11. The lattice-based cryptography engine of claim 10 wherein the controller comprises:
a read only memory (ROM) storing the instructions;
a sequencer coupled to the ROM; and
an instruction decode coupled to the sequencer.
12. The lattice-based cryptography engine of claim 11 and further comprising a program counter coupled to the sequencer.
13. The lattice-based cryptography engine of claim 11 wherein the ROM includes sets of instructions, each set corresponding to different cryptographic operations.
14. The lattice-based cryptography engine of claim 13 wherein the cryptographic operations include key generation, signature generation, and signature verification.
15. The lattice-based cryptography engine of claim 10 wherein the hardware units comprise sampler units, NTT units, and auxiliary units.

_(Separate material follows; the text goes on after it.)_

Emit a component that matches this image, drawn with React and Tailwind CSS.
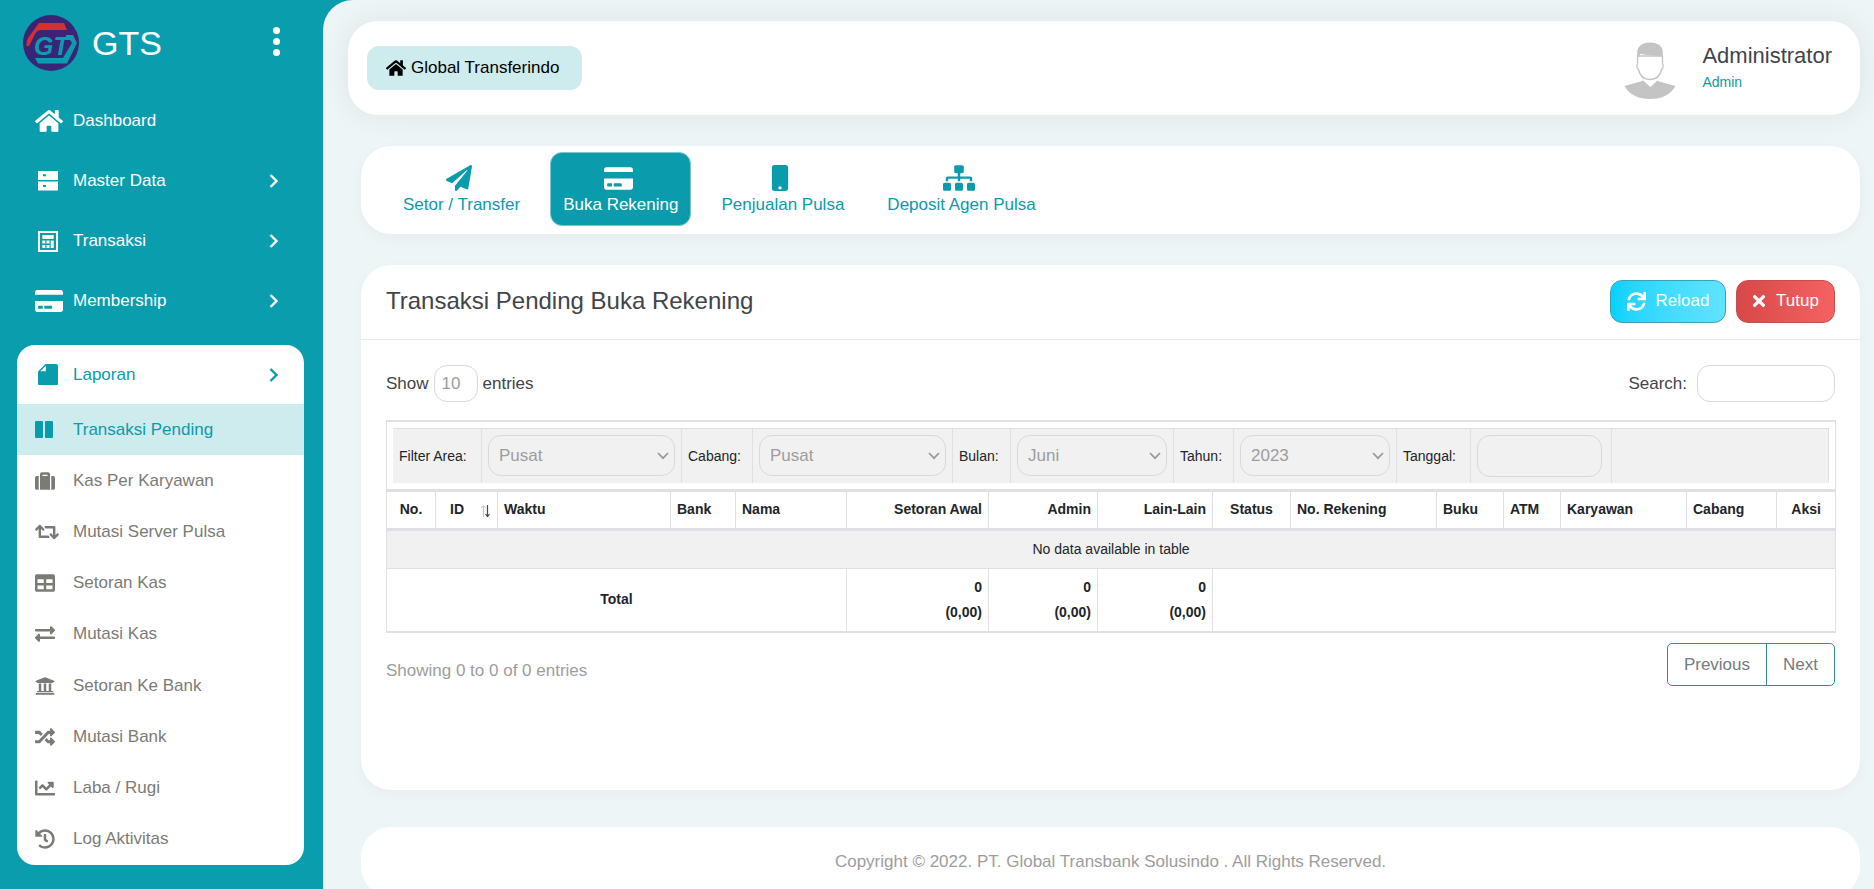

16. The lattice-based cryptography engine of claim 15 wherein the sampler units include a rejection sampler unit, a rejection bounded sampler unit, and sample InBall unit.
17. The lattice-based cryptography engine of claim 15 wherein the auxiliary units include a MakeHint unit, a UseHint unit, and a HintSum unit.
18. The lattice-based cryptography engine of claim 17 wherein the auxiliary units further include a Pack unit, and Unpack unit, an Encode unit, a Decode unit, a Comp unit, a Decomp unit, and a Ck Norm unit.
19. The lattice-based cryptography engine of claim 15 and further including hashing units, a serial-in parallel-out memory, a Keccak unit, and a parallel-in serial-out memory.
20. A lattice-based cryptography engine comprising:
an interface configured to receive a lattice-based cryptographic operation request including corresponding operands;
a register map configured to store the operands and a response to a request identifying a cryptographic operation;
a controller coupled to receive the operands and output a sequence of instructions responsive to the request; and
a plurality of hardware units coupled to receive and execute the instructions to generate the response, each instruction designated for one of the plurality of hardware units.